All of the foregoing is to say that the Republicans lack good reason to demonize Democrats for supposedly randomly assassinating the character of judicial nominees. But the fact that they lack such good reason doesn't mean that the Republicans don't think it anyway.
There is a second dimension to how Republican Senators feel that underwrites their demonization of Democrats and thus their willingness to play hardball that includes believing their own lies about their motives: At least since the Warren Court, conservative politicians, jurists, and even scholars have seen liberal jurisprudence as illegitimate. Read the writings of self-styled originalists and textualists, and you will see them describe alternative approaches--especially living Constitutionalism and purposivism in statutory interpretation--not as other ways of interpreting vague language but as not interpretation. Conservatives think and say that liberals illegitimately legislate from the bench.

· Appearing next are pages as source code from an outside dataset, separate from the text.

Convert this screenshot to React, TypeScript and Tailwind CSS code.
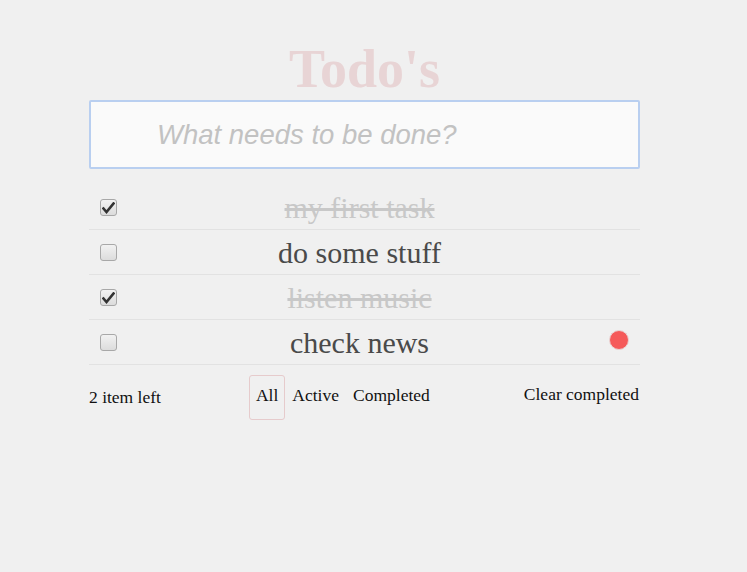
import React from "react";

const serif = { fontFamily: '"Liberation Serif", "Times New Roman", serif' };

function Check({ checked }: { checked: boolean }) {
  return (
    <div className="w-[17px] h-[17px] rounded-[3px] border border-[#a8a8a8] bg-gradient-to-b from-[#f2f2f2] to-[#dcdcdc] flex items-center justify-center shrink-0">
      {checked && (
        <svg width="13" height="12" viewBox="0 0 13 12">
          <path d="M1.5 6.5 L4.5 10 L11.5 1.5" fill="none" stroke="#333" strokeWidth="2.6" strokeLinecap="square" strokeLinejoin="miter" />
        </svg>
      )}
    </div>
  );
}

const todos = [
  { text: "my first task", done: true },
  { text: "do some stuff", done: false },
  { text: "listen music", done: true },
  { text: "check news", done: false, hover: true },
];

export default function App() {
  return (
    <div className="min-h-screen w-full bg-[#f0f0f0]" style={serif}>
      <div className="ml-[89px] w-[551px] pt-[42px]">
        <h1 className="text-center text-[54px] leading-none h-[53px] font-bold text-[#e8d4d5] mb-[5px]">Todo's</h1>
        <div className="h-[69px] border-2 border-[#b9cff0] rounded-[2px] bg-[#fafafa] flex items-center pl-[66px]">
          <span
            className="italic text-[27.5px] text-[#c2c2c2]"
            style={{ fontFamily: '"Liberation Sans", Arial, sans-serif' }}
          >
            What needs to be done?
          </span>
        </div>
        <ul className="mt-[16px]">
          {todos.map((t, i) => (
            <li key={i} className="relative h-[45px] border-b border-[#e2e2e2] flex items-center">
              <div className="absolute left-[11px] top-[14px]">
                <Check checked={t.done} />
              </div>
              <div
                className={
                  "w-full text-center pr-[10px] text-[30px] " +
                  (t.done ? "line-through text-[#c8c8c8]" : "text-[#4a4a4a]")
                }
              >
                {t.text}
              </div>
              {t.hover && (
                <div className="absolute right-[11px] top-[10px] w-[20px] h-[20px] rounded-full bg-[#f55a5a] border border-[#ead3d3]" />
              )}
            </li>
          ))}
        </ul>
        <div className="flex justify-between items-start pt-[10px] text-[17.5px] leading-[20px] text-[#111]">
          <span className="mt-[12px]">2 item left</span>
          <div className="flex ml-[1px]">
            <span className="h-[45px] pt-[9px] px-[6px] border border-[#e6cbcc] rounded-[3px]">All</span>
            <span className="h-[45px] pt-[9px] px-[6px] border border-transparent">Active</span>
            <span className="h-[45px] pt-[9px] px-[6px] border border-transparent">Completed</span>
          </div>
          <span className="mt-[9px] mr-[1px]">Clear completed</span>
        </div>
      </div>
    </div>
  );
}
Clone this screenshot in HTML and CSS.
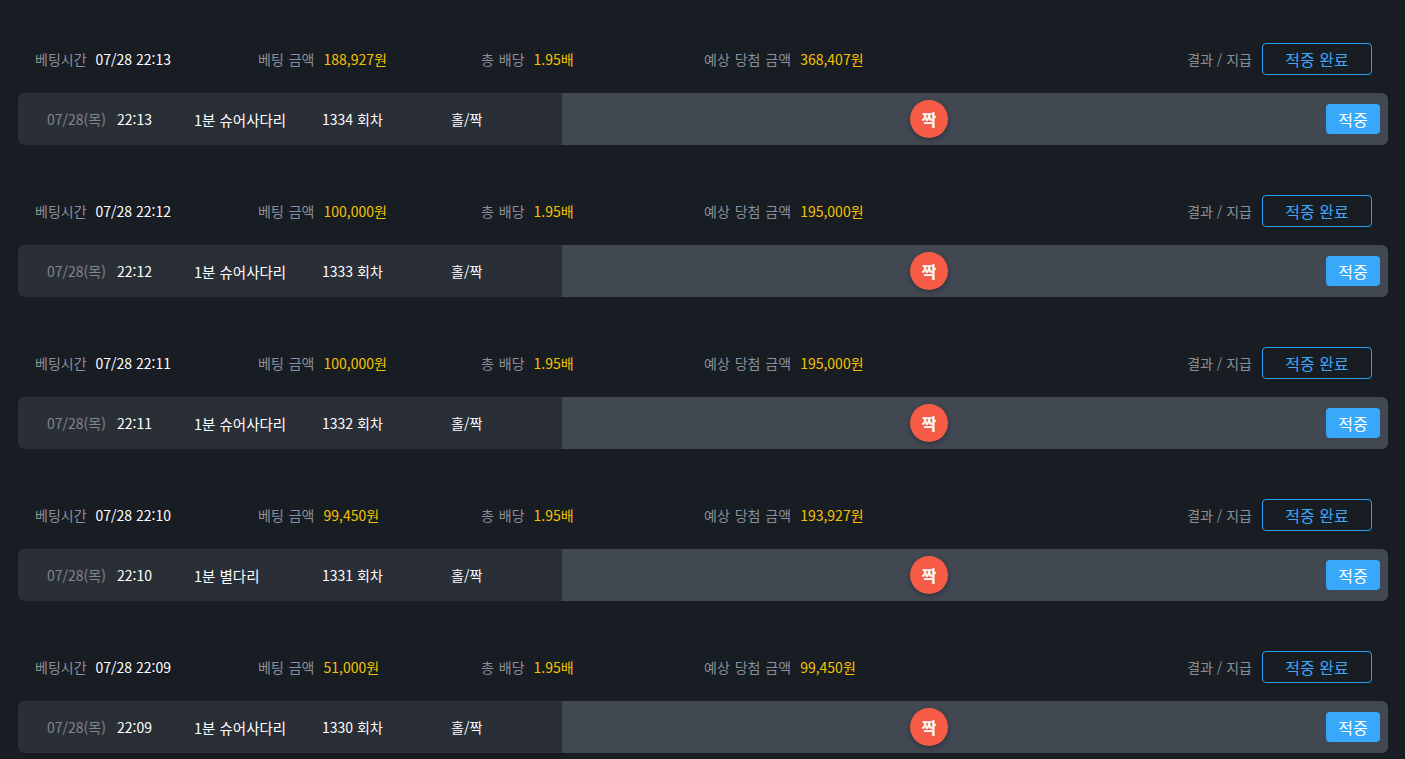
FILE: index.html
```html
<!DOCTYPE html>
<html lang="ko">
<head>
<meta charset="utf-8">
<link rel="stylesheet" href="styles.css">
</head>
<body>
<div class="list">
  <section class="bet">
    <div class="bet-head">
      <div class="col"><span class="lbl">베팅시간</span><span class="val">07/28 22:13</span></div>
      <div class="col"><span class="lbl">베팅 금액</span><span class="val gold">188,927원</span></div>
      <div class="col"><span class="lbl">총 배당</span><span class="val gold">1.95배</span></div>
      <div class="col"><span class="lbl">예상 당첨 금액</span><span class="val gold">368,407원</span></div>
      <div class="result"><span class="lbl">결과 / 지급</span><span class="done">적중 완료</span></div>
    </div>
    <div class="bet-row">
      <div class="info">
        <span class="c-date">07/28(목)</span><span class="c-time">22:13</span><span class="c-game">1분 슈어사다리</span><span class="c-round">1334 회차</span><span class="c-type">홀/짝</span>
      </div>
      <div class="pick">
        <div class="pick-center"><span class="ball">짝</span></div>
        <div class="pick-end"><span class="hit">적중</span></div>
      </div>
    </div>
  </section>
  <section class="bet">
    <div class="bet-head">
      <div class="col"><span class="lbl">베팅시간</span><span class="val">07/28 22:12</span></div>
      <div class="col"><span class="lbl">베팅 금액</span><span class="val gold">100,000원</span></div>
      <div class="col"><span class="lbl">총 배당</span><span class="val gold">1.95배</span></div>
      <div class="col"><span class="lbl">예상 당첨 금액</span><span class="val gold">195,000원</span></div>
      <div class="result"><span class="lbl">결과 / 지급</span><span class="done">적중 완료</span></div>
    </div>
    <div class="bet-row">
      <div class="info">
        <span class="c-date">07/28(목)</span><span class="c-time">22:12</span><span class="c-game">1분 슈어사다리</span><span class="c-round">1333 회차</span><span class="c-type">홀/짝</span>
      </div>
      <div class="pick">
        <div class="pick-center"><span class="ball">짝</span></div>
        <div class="pick-end"><span class="hit">적중</span></div>
      </div>
    </div>
  </section>
  <section class="bet">
    <div class="bet-head">
      <div class="col"><span class="lbl">베팅시간</span><span class="val">07/28 22:11</span></div>
      <div class="col"><span class="lbl">베팅 금액</span><span class="val gold">100,000원</span></div>
      <div class="col"><span class="lbl">총 배당</span><span class="val gold">1.95배</span></div>
      <div class="col"><span class="lbl">예상 당첨 금액</span><span class="val gold">195,000원</span></div>
      <div class="result"><span class="lbl">결과 / 지급</span><span class="done">적중 완료</span></div>
    </div>
    <div class="bet-row">
      <div class="info">
        <span class="c-date">07/28(목)</span><span class="c-time">22:11</span><span class="c-game">1분 슈어사다리</span><span class="c-round">1332 회차</span><span class="c-type">홀/짝</span>
      </div>
      <div class="pick">
        <div class="pick-center"><span class="ball">짝</span></div>
        <div class="pick-end"><span class="hit">적중</span></div>
      </div>
    </div>
  </section>
  <section class="bet">
    <div class="bet-head">
      <div class="col"><span class="lbl">베팅시간</span><span class="val">07/28 22:10</span></div>
      <div class="col"><span class="lbl">베팅 금액</span><span class="val gold">99,450원</span></div>
      <div class="col"><span class="lbl">총 배당</span><span class="val gold">1.95배</span></div>
      <div class="col"><span class="lbl">예상 당첨 금액</span><span class="val gold">193,927원</span></div>
      <div class="result"><span class="lbl">결과 / 지급</span><span class="done">적중 완료</span></div>
    </div>
    <div class="bet-row">
      <div class="info">
        <span class="c-date">07/28(목)</span><span class="c-time">22:10</span><span class="c-game">1분 별다리</span><span class="c-round">1331 회차</span><span class="c-type">홀/짝</span>
      </div>
      <div class="pick">
        <div class="pick-center"><span class="ball">짝</span></div>
        <div class="pick-end"><span class="hit">적중</span></div>
      </div>
    </div>
  </section>
  <section class="bet">
    <div class="bet-head">
      <div class="col"><span class="lbl">베팅시간</span><span class="val">07/28 22:09</span></div>
      <div class="col"><span class="lbl">베팅 금액</span><span class="val gold">51,000원</span></div>
      <div class="col"><span class="lbl">총 배당</span><span class="val gold">1.95배</span></div>
      <div class="col"><span class="lbl">예상 당첨 금액</span><span class="val gold">99,450원</span></div>
      <div class="result"><span class="lbl">결과 / 지급</span><span class="done">적중 완료</span></div>
    </div>
    <div class="bet-row">
      <div class="info">
        <span class="c-date">07/28(목)</span><span class="c-time">22:09</span><span class="c-game">1분 슈어사다리</span><span class="c-round">1330 회차</span><span class="c-type">홀/짝</span>
      </div>
      <div class="pick">
        <div class="pick-center"><span class="ball">짝</span></div>
        <div class="pick-end"><span class="hit">적중</span></div>
      </div>
    </div>
  </section>
</div>
</body>
</html>
```

FILE: styles.css
```css
* { box-sizing: border-box; }
html, body {
  margin: 0;
  padding: 0;
  background: #181c23;
  height: 100%;
  overflow: hidden;
}
body {
  font-family: "Noto Sans CJK KR", "Noto Sans", sans-serif;
  font-size: 14px;
  color: #ffffff;
}
.list {
  display: flex;
  flex-direction: column;
  gap: 50px;
  padding: 43px 17px 0 18px;
}
.bet {
  display: flex;
  flex-direction: column;
  gap: 18px;
}
.bet-head {
  display: flex;
  align-items: center;
  height: 32px;
  padding: 0 16px 0 17px;
}
.col {
  width: 223px;
  display: flex;
  align-items: center;
  gap: 9px;
  white-space: nowrap;
}
.lbl { color: #8b9099; word-spacing: 1px; }
.result .lbl { word-spacing: 0; }
.val { color: #ffffff; }
.val.gold { color: #f6c200; }
.result {
  margin-left: auto;
  display: flex;
  align-items: center;
  gap: 10px;
}
.done {
  width: 110px;
  height: 32px;
  border: 1px solid #2f9ff2;
  border-radius: 4px;
  color: #3fa7f6;
  font-size: 16px;
  display: flex;
  align-items: center;
  justify-content: center;
}
.bet-row {
  display: flex;
  height: 52px;
  border-radius: 6px;
  overflow: hidden;
}
.info {
  width: 544px;
  background: #2a2f37;
  display: flex;
  align-items: center;
  padding-left: 29px;
  white-space: nowrap;
}
.c-date { width: 70px; color: #80858e; }
.c-time { width: 77px; }
.c-game { width: 128px; font-size: 14.5px; }
.c-round { width: 129px; }
.pick {
  flex: 1;
  background: #414852;
  display: flex;
  align-items: center;
}
.pick-center {
  width: 734px;
  display: flex;
  justify-content: center;
}
.ball {
  width: 38px;
  height: 38px;
  border-radius: 50%;
  background: #f55b45;
  box-shadow: 0 2px 5px rgba(0, 0, 0, 0.3);
  color: #fff;
  font-weight: 700;
  font-size: 16px;
  display: flex;
  align-items: center;
  justify-content: center;
}
.pick-end {
  flex: 1;
  display: flex;
  justify-content: flex-end;
  padding-right: 8px;
}
.hit {
  width: 54px;
  height: 30px;
  border-radius: 4px;
  background: #38a8fa;
  color: #fff;
  font-size: 16px;
  display: flex;
  align-items: center;
  justify-content: center;
}
```
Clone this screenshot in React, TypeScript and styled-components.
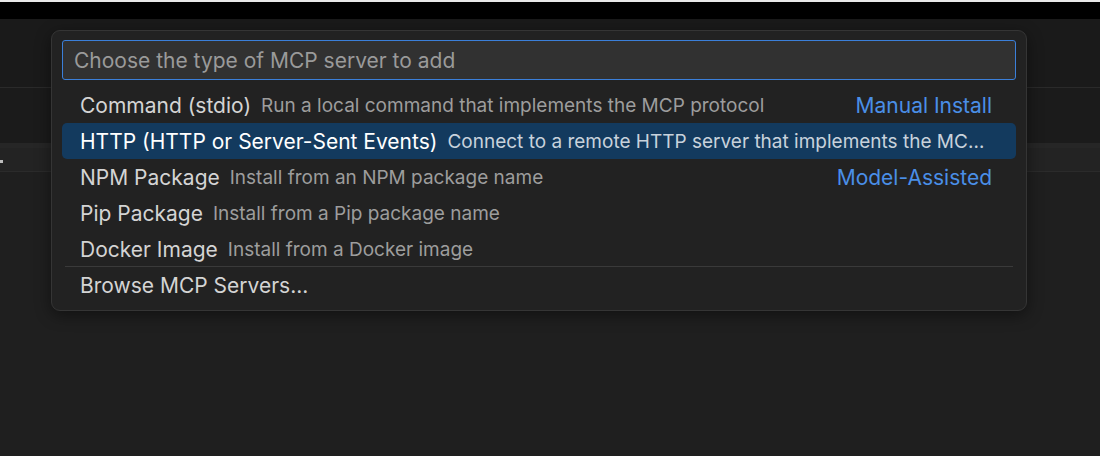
import React from 'react';
import styled, { createGlobalStyle } from 'styled-components';

const GlobalStyle = createGlobalStyle`
  html, body {
    margin: 0;
    padding: 0;
    background: #1f1f1f;
  }
  body {
    font-family: Inter, "Noto Sans", "Liberation Sans", sans-serif;
    -webkit-font-smoothing: antialiased;
  }
`;

type Item = {
  label: string;
  description: string;
  badge?: string;
  active?: boolean;
};

const items: Item[] = [
  {
    label: 'Command (stdio)',
    description: 'Run a local command that implements the MCP protocol',
    badge: 'Manual Install',
  },
  {
    label: 'HTTP (HTTP or Server-Sent Events)',
    description: 'Connect to a remote HTTP server that implements the MCP protocol',
    active: true,
  },
  {
    label: 'NPM Package',
    description: 'Install from an NPM package name',
    badge: 'Model-Assisted',
  },
  { label: 'Pip Package', description: 'Install from a Pip package name' },
  { label: 'Docker Image', description: 'Install from a Docker image' },
];

function App() {
  return (
    <>
      <GlobalStyle />
      <Page>
        <TopEdge />
        <TitleBar />
        <HeaderArea />
        <EditorArea />
        <Band />
        <TabRow>
          <Dot />
        </TabRow>
        <Rest />

        <Palette>
          <SearchBox placeholder="Choose the type of MCP server to add" />
          <List>
            {items.map((item) => (
              <Row key={item.label} $active={item.active}>
                <Label>{item.label}</Label>
                <Description $active={item.active}>{item.description}</Description>
                {item.badge && <Badge>{item.badge}</Badge>}
              </Row>
            ))}
            <Separator />
            <Row>
              <Label>Browse MCP Servers...</Label>
            </Row>
          </List>
        </Palette>
      </Page>
    </>
  );
}

export default App;

const Page = styled.div`
  position: relative;
  width: 1100px;
  height: 456px;
  overflow: hidden;
  display: flex;
  flex-direction: column;
  background: #1f1f1f;
`;

const TopEdge = styled.div`
  height: 2px;
  background: #e9e9e9;
`;

const TitleBar = styled.div`
  height: 17px;
  background: #000000;
`;

const HeaderArea = styled.div`
  height: 68px;
  background: #1a1a1a;
  border-bottom: 1px solid #2a2a2a;
`;

const EditorArea = styled.div`
  height: 55px;
  background: #1b1b1b;
`;

const Band = styled.div`
  height: 5px;
  background: #262626;
`;

const TabRow = styled.div`
  height: 23px;
  background: #232323;
  border-bottom: 1px solid #2b2b2b;
  display: flex;
  align-items: center;
`;

const Dot = styled.span`
  width: 3px;
  height: 3px;
  margin-top: 4px;
  background: #bdbdbd;
`;

const Rest = styled.div`
  flex: 1;
  background: #1f1f1f;
`;

const Palette = styled.div`
  position: absolute;
  left: 51px;
  top: 30px;
  width: 976px;
  box-sizing: border-box;
  padding: 10px 10px 7px;
  background: #222222;
  border: 1px solid #353535;
  border-radius: 9px;
  box-shadow: 0 4px 16px rgba(0, 0, 0, 0.45);
  display: flex;
  flex-direction: column;
`;

const SearchBox = styled.input`
  height: 40px;
  box-sizing: border-box;
  padding: 0 11px;
  margin-top: -1px;
  background: #313131;
  border: 1px solid #3b7fd9;
  border-radius: 3px;
  outline: none;
  color: #cccccc;
  font-family: inherit;
  font-size: 21px;

  &::placeholder {
    color: #9a9a9a;
  }
`;

const List = styled.div`
  margin-top: 7px;
  display: flex;
  flex-direction: column;
`;

const Row = styled.div<{ $active?: boolean }>`
  height: 36px;
  display: flex;
  align-items: center;
  padding: 0 24px 0 18px;
  border-radius: 5px;
  background: ${({ $active }) => ($active ? '#133a5e' : 'transparent')};
  color: ${({ $active }) => ($active ? '#ffffff' : '#d4d4d4')};
  white-space: nowrap;
  overflow: hidden;
`;

const Label = styled.span`
  flex-shrink: 0;
  font-size: 21px;
`;

const Description = styled.span<{ $active?: boolean }>`
  flex: 1;
  min-width: 0;
  margin-left: 10px;
  overflow: hidden;
  text-overflow: ellipsis;
  font-size: 19px;
  color: ${({ $active }) => ($active ? '#c8d2dc' : '#9d9d9d')};
`;

const Badge = styled.span`
  flex-shrink: 0;
  margin-left: 12px;
  font-size: 21px;
  color: #4a8fe7;
`;

const Separator = styled.div`
  height: 1px;
  margin: -1px 3px 0;
  background: #3a3a3a;
`;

The charge is unfounded and hypocritical, but as with the charges of character assassination, that is not to say that Republicans don't believe the charge. Even if they didn't believe their own lies, the Republican Senators would benefit politically from the particular lies they're telling because in vilifying Democrats ("look how badly they treated Brett Kavanaugh"), they energize the base. But because they in fact believe that Democrats are villains, there is no cognitive dissonance as a result. The Republican Senators engage in Sartrean bad faith (deceiving themselves along with others) without paying a psychic price. Put more disturbingly, Mitch McConnell, Ted Cruz, Lindsey Graham, and the rest of the Trump enablers sleep well at night. (For an explication of Sartrean bad faith, see Professor Pozen's Constitutional Bad Faith in the 2016 Harvard Law Review.)
Bottom line: When you see your political opponents as enemies who engage in character assassination for the purpose of facilitating usurpation of the legislative role by lawless judges, you will be inclined to think that your own position is righteous, which will in turn blind you to the fact that what you're saying is hypocritical blather.